In each [of three cases], the cartoon shows some situation from everyday life (which you have to know about) juxtaposed with, or translated into, another more remarkable world (which you also need to know details of).

— in my 9/9/20 posting “Crossed folk stories”, on a more complex case:

the cartoon is a kind of conceptual portmanteau, a cross between the [Pied] Piper legend and the [Tom, Tom the] Piper’s son nursery rhyme. Then set in a modern law-enforcement context, juxtaposing some (stereotyped) version of the real world with the world of these two folk stories.

Parallels in surrealist art. Fairly straightforwardly, in things like Meret Oppenheim’s Object (1936):


(#2) It’s both a tea setting (cup, saucer, and spoon) and a design in fur

Once again, one of the ways of understanding the thing — as a tea setting — is the anchor, and the other — as a furry design — is the intrusion; it is, so to speak, a tea service realized in fur, and the intrusion of the fur world has the effect of making the ordinary and the familiar strange. The sort of intrusion we see when narratives (books, plays, operas, whatever) are re-set in other worlds from the original (“You’ll love it, R.J.–  it’s King Lear, but with mice!”).

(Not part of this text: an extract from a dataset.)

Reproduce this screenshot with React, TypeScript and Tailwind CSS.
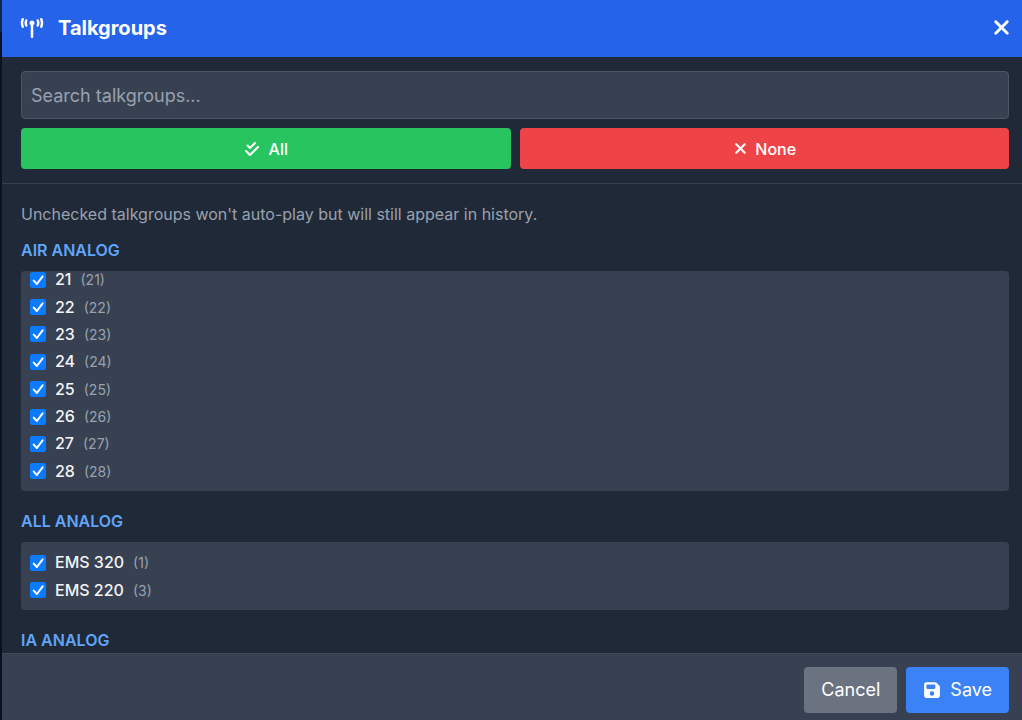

Making the ordinary and the familiar strange is, of course, a way of showing that they are structured and complex in ways we are usually unaware of, as in Nathan Pyle’s webcomic Strange Planet. From my 12/29/19 posting “The time of mildly debasing yourself”:

Pyle’s [alien] beings seem to lack most of the framework of conventional knowledge of cultural practices and the vocabulary — idioms, especially — for talking about these practices, but otherwise have an excellent knowledge of English.

… They are then like pop-cultural fictional visitors to our planet who are to varying degrees unacculturated, or bring alien practices with them, or both — as with the Coneheads on Saturday Night Live.